Toward the reconstruction of the world by the gospel through any means that can in good conscience be consecrated to God's service;
Toward the transformation of the church from a market of consumers courted by the world's sin merchants into a community of producers prevailing against the gates of hell;
Toward the vindication of Christ's name, which has been defamed by scoffers on account of the shameful fragmentation of the visible church in America and the anemic irrelevance of its representative cultural output.

We are Christian artists and artisans pursuing accountability for both the integrity of our artistic methods and message and the maturity of each individual's walk with God while cultivating collaboration within the church across genres, mediums, and denominations through the generous monetary patronage of godly Christians who share our vision.

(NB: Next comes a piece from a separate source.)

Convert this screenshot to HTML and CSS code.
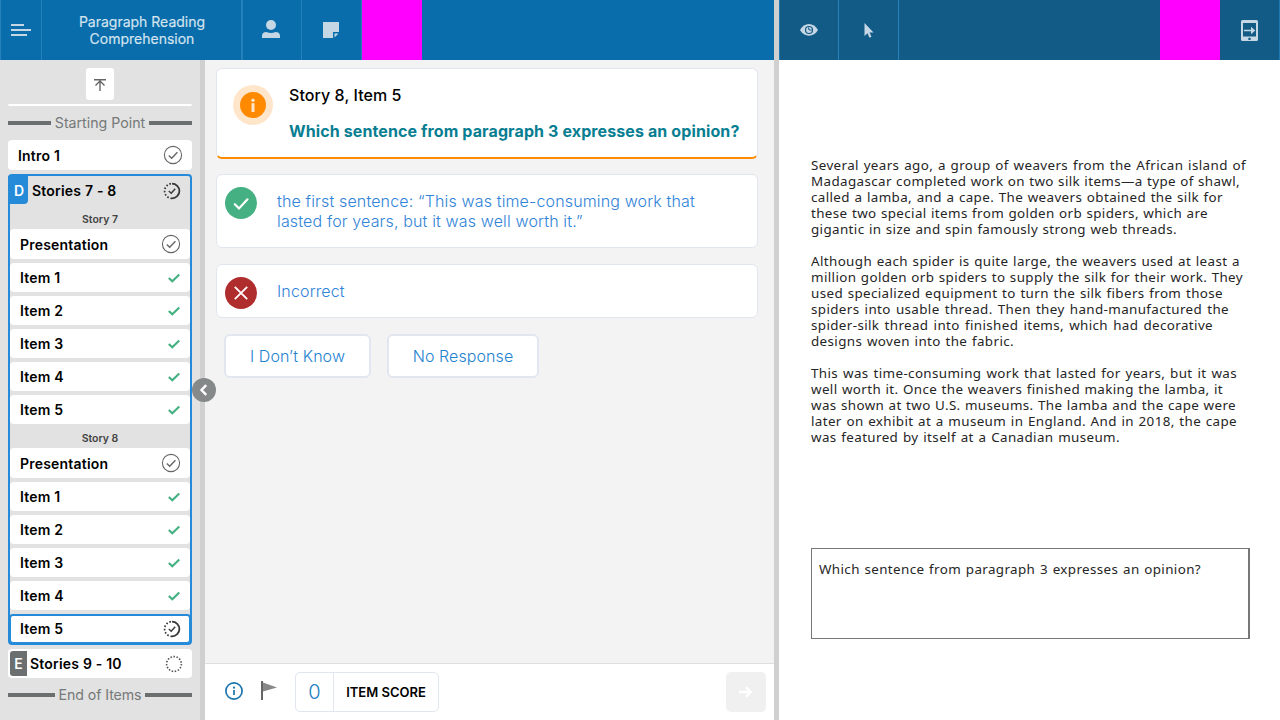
FILE: index.html
```html
<!DOCTYPE html>
<html lang="en">
<head>
<meta charset="utf-8">
<title>Paragraph Reading Comprehension</title>
<link rel="stylesheet" href="styles.css">
</head>
<body>
<svg class="defs" width="0" height="0">
  <symbol id="done" viewBox="0 0 20 20"><circle cx="10" cy="10" r="8.6" fill="none" stroke="#666" stroke-width="1.1"/><path d="M5.8 10.5 8.7 13.2 14.4 7.2" fill="none" stroke="#666" stroke-width="1.4"/></symbol>
  <symbol id="progress" viewBox="0 0 20 20"><path d="M10 2.600a7.400 7.400 0 0 1 0 14.800" fill="none" stroke="#383838" stroke-width="1.800"/><path d="M10 17.400a7.400 7.400 0 0 1 0-14.800" fill="none" stroke="#383838" stroke-width="1.700" stroke-dasharray="1.6 1.8"/><path d="M6.8 10 9.2 12.2 13.2 7.7" fill="none" stroke="#383838" stroke-width="1.4"/></symbol>
  <symbol id="pending" viewBox="0 0 20 20"><circle cx="10" cy="10" r="7.4" fill="none" stroke="#555" stroke-width="1.6" stroke-dasharray="1.5 1.6"/></symbol>
  <symbol id="check" viewBox="0 0 12 10"><path d="M.8 5 4.3 8.2 11.3 1.5" fill="none" stroke="#45b081" stroke-width="2.2"/></symbol>
</svg>
<div class="app">
  <section class="examiner">
    <header class="bar bar-main">
      <div class="cell menu"><svg width="20" height="12"><path d="M0 1h13M0 6h20M0 11h16" stroke="#c5d6e4" stroke-width="2"/></svg></div>
      <div class="cell heading">Paragraph Reading<br>Comprehension</div>
      <div class="cell person"><svg width="18" height="18"><circle cx="9" cy="5" r="5" fill="#c5d6e4"/><path d="M0 18v-2q0-4 4.500-4 4.500 1.800 9 0 4.500 0 4.500 4v2z" fill="#c5d6e4"/></svg></div>
      <div class="cell note"><svg width="16" height="16"><path d="M0 0h16v10h-6v6H0z" fill="#c5d6e4"/><path d="M11.500 15.500v-4h4z" fill="#c5d6e4"/></svg></div>
      <div class="cell mask"></div>
    </header>
    <div class="workspace">
      <nav class="sidebar">
        <button class="top"><svg width="14" height="14"><path d="M1 1.700h12M7 13V3M2.500 7.500 7 3l4.500 4.500" fill="none" stroke="#666" stroke-width="1.400"/></svg></button>
        <div class="sliver"></div>
        <div class="rule start"><span>Starting Point</span></div>
        <div class="row intro"><span>Intro 1</span><svg class="ic"><use href="#done"/></svg></div>
        <div class="group">
          <div class="group-head"><b class="badge">D</b><span>Stories 7 - 8</span><svg class="ic"><use href="#progress"/></svg></div>
          <div class="story">Story 7</div>
          <div class="row pres"><span>Presentation</span><svg class="ic"><use href="#done"/></svg></div>
          <div class="row"><span>Item 1</span><svg class="ck"><use href="#check"/></svg></div>
          <div class="row"><span>Item 2</span><svg class="ck"><use href="#check"/></svg></div>
          <div class="row"><span>Item 3</span><svg class="ck"><use href="#check"/></svg></div>
          <div class="row"><span>Item 4</span><svg class="ck"><use href="#check"/></svg></div>
          <div class="row"><span>Item 5</span><svg class="ck"><use href="#check"/></svg></div>
          <div class="story second">Story 8</div>
          <div class="row pres"><span>Presentation</span><svg class="ic"><use href="#done"/></svg></div>
          <div class="row"><span>Item 1</span><svg class="ck"><use href="#check"/></svg></div>
          <div class="row"><span>Item 2</span><svg class="ck"><use href="#check"/></svg></div>
          <div class="row"><span>Item 3</span><svg class="ck"><use href="#check"/></svg></div>
          <div class="row"><span>Item 4</span><svg class="ck"><use href="#check"/></svg></div>
          <div class="row current"><span>Item 5</span><svg class="ic"><use href="#progress"/></svg></div>
        </div>
        <div class="row next"><b class="badge gray">E</b><span>Stories 9 - 10</span><svg class="ic"><use href="#pending"/></svg></div>
        <div class="rule end"><span>End of Items</span></div>
      </nav>
      <div class="divider"><button class="collapse"><svg width="24" height="24"><path d="M14.200 7.200 9.500 12l4.700 4.800" fill="none" stroke="#fff" stroke-width="2.400"/></svg></button></div>
      <main class="main">
        <div class="content">
          <div class="card question">
            <svg width="40" height="40"><circle cx="20" cy="20" r="20" fill="#ffe6cb"/><circle cx="20" cy="20" r="13" fill="#ff8a00"/><circle cx="20" cy="15.300" r="1.700" fill="#ffe6cb"/><path d="M20 18.200v8.800" stroke="#ffe6cb" stroke-width="3"/></svg>
            <div><div class="q-title">Story 8, Item 5</div><div class="q-text">Which sentence from paragraph 3 expresses an opinion?</div></div>
          </div>
          <div class="card answer long"><svg width="32" height="32"><circle cx="16" cy="16" r="16" fill="#45b081"/><path d="M9.800 17.200 14 21.400 22.500 12.300" fill="none" stroke="#fff" stroke-width="2.200" stroke-linecap="round"/></svg><p>the first sentence: “This was time-consuming work that<br>lasted for years, but it was well worth it.”</p></div>
          <div class="card answer"><svg width="32" height="32"><circle cx="16" cy="16" r="16" fill="#b02d2d"/><path d="M9.800 9.800 22.200 22.200M22.200 9.800 9.800 22.200" stroke="#fff" stroke-width="1.800"/></svg><p>Incorrect</p></div>
          <div class="choices"><button class="idk">I Don’t Know</button><button class="nr">No Response</button></div>
        </div>
        <footer class="footer">
          <svg width="18" height="18"><circle cx="9" cy="9" r="8.100" fill="none" stroke="#1b75ac" stroke-width="1.700"/><circle cx="9" cy="5.700" r="1.100" fill="#1b75ac"/><path d="M9 8v5" stroke="#1b75ac" stroke-width="1.700"/></svg>
          <svg class="flag" width="16" height="20"><path d="M1 0v19" stroke="#666" stroke-width="2"/><path d="M2 1.500 16 6.500 2 10.500z" fill="#888"/></svg>
          <div class="score"><span class="num">0</span><span class="label">ITEM SCORE</span></div>
          <button class="go"><svg width="14" height="12"><path d="M0 6h11.500M7 1.200 11.700 6 7 10.800" fill="none" stroke="#fff" stroke-width="2.400"/></svg></button>
        </footer>
      </main>
    </div>
  </section>
  <div class="splitter"></div>
  <section class="examinee">
    <header class="bar bar-side">
      <div class="cell eye"><svg width="18" height="12"><path d="M0 6C4-2 14-2 18 6 14 13.500 4 13.500 0 6z" fill="#c5d6e4"/><circle cx="9" cy="6" r="3.500" fill="none" stroke="#125b86" stroke-width="1.200"/><path d="M8.500 3.500q-.2 3 3.200 2.500" fill="none" stroke="#125b86" stroke-width="1.100"/></svg></div>
      <div class="cell pointer"><svg width="10" height="15"><path d="M.5 0v13l3-2.700 2 4.400 2-.9-2-4.200h4z" fill="#c5d6e4"/></svg></div>
      <div class="cell mask"></div>
      <div class="cell device"><svg width="17" height="21"><rect width="17" height="21" rx="1.500" fill="#c5d6e4"/><path d="M2 3h13v13.500H2z" fill="#125b86"/><path d="M3 10.500h8" stroke="#c5d6e4" stroke-width="1.500"/><path d="M10 6.700v7.600l4.300-3.800z" fill="#c5d6e4"/><rect x="7.300" y="17.700" width="2.400" height="2.400" rx=".7" fill="#125b86"/></svg></div>
    </header>
    <article class="passage">
      <p><span style="width:435px">Several years ago, a group of weavers from the African island of</span><span style="width:429px">Madagascar completed work on two silk items—a type of shawl,</span><span style="width:412px">called a lamba, and a cape. The weavers obtained the silk for</span><span style="width:397px">these two special items from golden orb spiders, which are</span><span style="width:366px">gigantic in size and spin famously strong web threads.</span></p>
      <p><span style="width:429px">Although each spider is quite large, the weavers used at least a</span><span style="width:432px">million golden orb spiders to supply the silk for their work. They</span><span style="width:412px">used specialized equipment to turn the silk fibers from those</span><span style="width:418px">spiders into usable thread. Then they hand-manufactured the</span><span style="width:402px">spider-silk thread into finished items, which had decorative</span><span style="width:203px">designs woven into the fabric.</span></p>
      <p><span style="width:426px">This was time-consuming work that lasted for years, but it was</span><span style="width:412px">well worth it. Once the weavers finished making the lamba, it</span><span style="width:425px">was shown at two U.S. museums. The lamba and the cape were</span><span style="width:426px">later on exhibit at a museum in England. And in 2018, the cape</span><span style="width:309px">was featured by itself at a Canadian museum.</span></p>
    </article>
    <div class="prompt"><span style="width:382px">Which sentence from paragraph 3 expresses an opinion?</span></div>
  </section>
</div>
</body>
</html>
```
FILE: styles.css
```css
* { box-sizing: border-box; }
body { margin: 0; font-family: Inter, sans-serif; color: #000; }
button { font: inherit; padding: 0; border: 0; display: flex; align-items: center; justify-content: center; }
p { margin: 0; }
svg { display: block; flex: none; }
.defs { position: absolute; }
.app { display: flex; width: 1280px; height: 720px; overflow: hidden; background: #fff; }
.examiner { width: 774px; display: flex; flex-direction: column; }
.splitter { width: 5px; background: #d0d0d0; }
.examinee { width: 501px; }

.bar { display: flex; height: 60px; }
.bar-main { background: #0a6dab; border-left: 1px solid #2680ba; }
.bar-side { background: #125b86; border-left: 1px solid #1e79b2; border-right: 1px solid #1e79b2; }
.cell { display: flex; align-items: center; justify-content: center; border-right: 1px solid #2680ba; }
.menu { width: 41px; }
.heading { width: 201px; border-right-width: 2px; font-size: 14px; line-height: 17px; text-align: center; color: #d5e5f0; padding-left: 1px; -webkit-text-stroke: .15px #d5e5f0; }
.person { width: 59px; padding: 0 2px 2px 0; }
.note { width: 60px; padding-right: 2px; }
.mask { width: 60px; background: #f0f; border: 0; }
.eye { width: 59px; }
.pointer { width: 60px; }
.bar-side .mask { margin-left: auto; }
.device { width: 59px; border: 0; }

.workspace { flex: 1; display: flex; }
.sidebar { width: 200px; padding: 8px 8px 0; background: #e2e2e2; font-size: 14px; font-weight: 600; }
.top { width: 28px; height: 32px; margin: 0 auto; background: #fff; border-radius: 3px; }
.top svg { margin-top: 2px; }
.sliver { height: 2px; margin-top: 4px; background: #fff; border-radius: 0 0 4px 4px; }
.rule { display: flex; align-items: center; gap: 4px; height: 18px; font-size: 14.2px; font-weight: 400; color: #757979; white-space: nowrap; }
.rule span { margin-top: -2px; }
.rule::before, .rule::after { content: ""; flex: 1; height: 4px; margin-top: -1px; background: #6b6f6f; }
.start { margin: 8px 0; }
.row { display: flex; align-items: center; justify-content: space-between; height: 29px; margin-bottom: 4px; padding: 0 10px; background: #fff; border-radius: 4px; }
.row span, .group-head span { letter-spacing: .2px; }
.intro { height: 30px; padding: 1px 9px 0 10px; }
.ic { width: 20px; height: 20px; margin-top: -2px; }
.ck { width: 12px; height: 10px; }
.group { height: 471px; border: 2px solid #258bd9; border-radius: 4px; }
.group-head { display: flex; align-items: center; height: 30px; padding-right: 8px; }
.group-head span { margin-top: -1px; }
.group-head .ic { margin-left: auto; margin-top: 0; }
.badge { display: flex; align-items: center; justify-content: center; width: 20px; height: 29px; padding-left: 2px; padding-top: 2px; margin: -3px 4px 0 -2px; background: #258bd9; color: #fff; border-radius: 3px 0 4px 0; font-weight: 600; }
.story { height: 23px; line-height: 27px; font-size: 10.5px; text-align: center; color: #444; }
.second { height: 20px; line-height: 21px; }
.group .pres { height: 30px; padding: 1px 9px 0 10px; }
.group .current { height: 30px; margin: 0 -1px; padding: 0 7px 1px 9px; border: 2px solid #258bd9; }
.current .ic { margin-top: 1px; }
.next { margin-top: 4px; padding: 0 8px 0 2px; }
.next .ic { margin-left: auto; margin-top: 0; }
.gray { width: 17px; height: 25px; padding: 0; margin: 0 3px 0 0; background: #6b6f6f; border-radius: 3px 0 0 3px; }
.end { margin-top: 8px; }
.end span { letter-spacing: -.1px; }

.divider { width: 5px; position: relative; background: #d0d0d0; }
.collapse { position: absolute; left: -8px; top: 318px; width: 24px; height: 24px; border-radius: 50%; background: #858989; z-index: 1; }
.main { flex: 1; display: flex; flex-direction: column; background: #f3f3f3; }
.content { flex: 1; padding: 8px 16px 0 11px; }
.card { display: flex; background: #fff; border: 1px solid #e2e6f0; border-radius: 6px; }
.question { height: 91px; padding: 16px 0 0 16px; gap: 16px; border-bottom: 2px solid #ff8a00; }
.q-title { font-size: 16px; line-height: 20px; font-weight: 500; letter-spacing: .07px; }
.q-text { margin-top: 16px; font-size: 16px; line-height: 20px; font-weight: 700; color: #087e92; white-space: nowrap; letter-spacing: .11px; }
.answer { height: 54px; margin-top: 16px; padding: 12px 8px 0; gap: 20px; color: #2f83d8; font-size: 16px; line-height: 20px; font-weight: 300; letter-spacing: .15px; }
.answer p { margin-top: 4px; }
.long { height: 74px; margin-top: 15px; }
.choices { display: flex; gap: 16px; margin: 16px 0 0 8px; }
.choices button { height: 44px; border: 2px solid #e2e6f0; border-radius: 6px; background: #fff; color: #2382d0; font-size: 16px; font-weight: 300; letter-spacing: .08px; }
.idk { width: 147px; }
.nr { width: 152px; }
.footer { height: 57px; display: flex; align-items: center; padding: 0 8px 0 20px; background: #fff; border-top: 1px solid #dedede; }
.footer > svg:first-child { margin-top: -2px; }
.footer .flag { margin: -2px 0 0 18px; }
.score { display: flex; width: 144px; height: 40px; margin-left: 18px; border: 1px solid #e2e6f0; border-radius: 5px; }
.num { width: 38px; line-height: 39px; border-right: 1px solid #e2e6f0; text-align: center; font-size: 20px; font-weight: 300; color: #1b7cc0; }
.label { flex: 1; line-height: 38px; text-align: center; font-size: 13px; font-weight: 600; }
.go { width: 40px; height: 40px; margin-left: auto; background: #f0f0f0; border-radius: 5px; }

.passage { padding: 97px 0 0 32px; }
.passage, .prompt { font-family: "Noto Sans", sans-serif; font-size: 13.4px; line-height: 16px; letter-spacing: .38px; color: #252525; }
.passage p + p { margin-top: 16px; }
.passage span, .prompt span { display: block; white-space: nowrap; text-align-last: justify; }
.prompt { width: 439px; height: 91px; margin: 103px 0 0 32px; padding: 12px 7px; border: 1px solid #777; border-right-width: 2px; }
```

I hope to use this blog to talk about art and to promote NFfCR projects. I started this foundation in 2008 because I saw that there was a serious need for Christ-centered art that was actually well-done. I do not intend to offend, but I must speak frankly. We must follow Jeremiah's lead: pluck up, break down, destroy, overthrow; then and only then can you begin to build and plant. We come into the temple and the city of God and find it desolate, a laughing-stock, a travesty. We must clear the rubble and rebuild. This blog will probably weigh more heavily on the demolition side with about 2 parts demolition 1 part reconstruction. Seems to have worked out alright for Jeremiah.